Pouco antes, a Rádio Jornal do Brasil havia sido retirada do ar. Hoje é feriado escolar em toda a Guanabra. Em São Paulo, o bispo de Santo André saiu à frente da passeata dos 100 mil. A situação continua tensa em Brasília. Mas o governo desistiu, em princípio, da adoção do estado de sítio.

Lacerda: Jogaram o povo contra o Exército e o Exército contra o povo

"Conseguiram fazer exatamente o que eu temia; jogar o povo contra o Exército e o Exército contra o povo" - disse o ex-governador da Guanabara, sr. Carlos Lacerda, ao comentar os últimos incidentes entre estudantes e as Forças Militares estaduais e federais. E acrescentou somente um milagre democrático poderá unir novamente as Forças Armadas ao povo".

Referindo-se à posição do governo federal em conter, pela força, as reivindicações estudantis, salientou o sr. Carlos Lacerda que "enquanto nos Estados Unidos, Lindon Johnson, cede na França, De Gaulle cedeu no caso da Argélia - na Tcheco-Eslováquia, os comunistas também cedem, no Brasil, o governo do marechal Costa e Silva responde às justas reivindicações não só do povo como também de todos os brasileiros, com balas de fuzis e violências de todas as ordens".

Seleção-força no Paraguai

São Paulo (Sucursal - S. Press) - Os paraguaios querem jogar com a Seleção Brasileira pela "Taça Osvaldo Cruz" no correr do mês de agosto, isto é, dentro da segunda quinzena. As duas preferidas são quinze e dezoito. O coronel Fernando Decamille presidente da Liga Paraguaia de Futebol, que acompanha a delegação do Guarani, que está disputando a "Libertadores da América", no grupo dois, e que jogou na noite de ontem, contra o Palmeiras, contou aos repórteres, que os seus entendimentos com o presidente da CBD, sr.
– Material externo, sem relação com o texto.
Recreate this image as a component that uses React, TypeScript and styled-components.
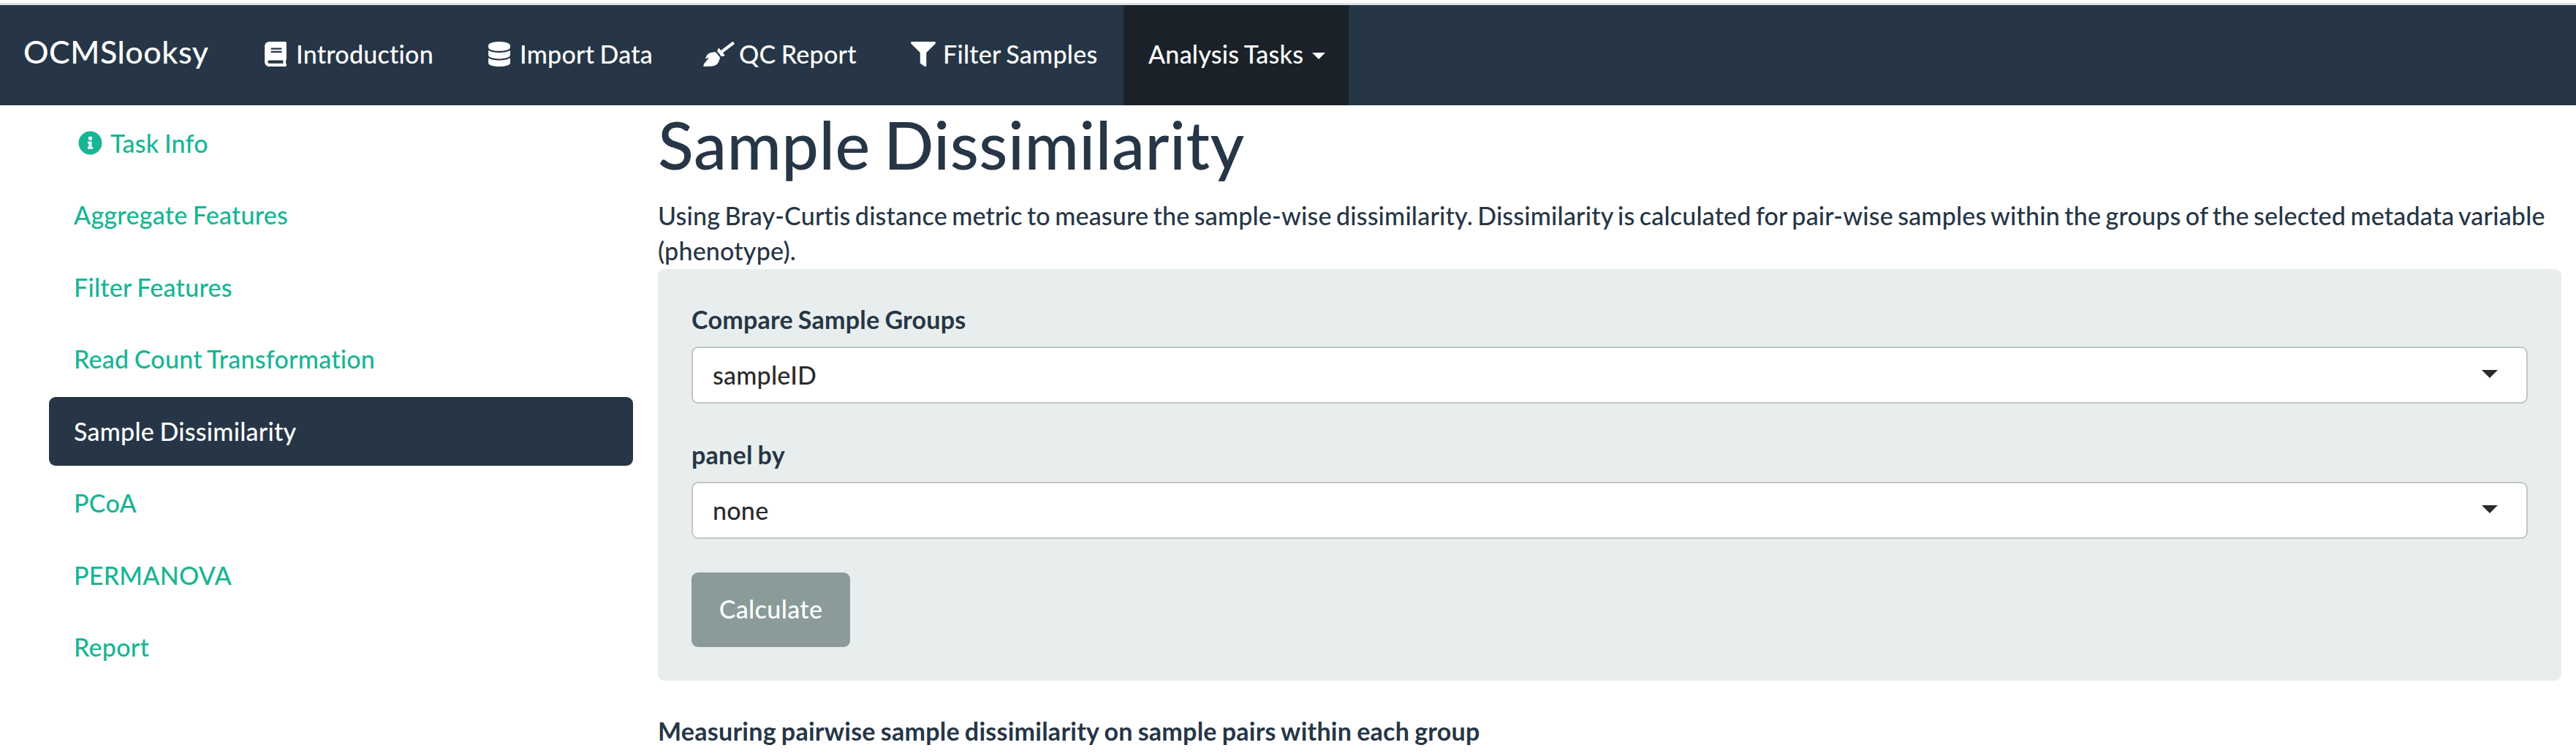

João Havelange, já vão adiantados e parecem acertados.

Deseja o coronel Decamille, que o Brasil se apresente com a sua força máxima na próxima disputa, pois os paraguaios desejam ver os cobras da Seleção Nacional, mormente, porque ela será uma idéia da força brasileira para a Copa do Mundo de 1970.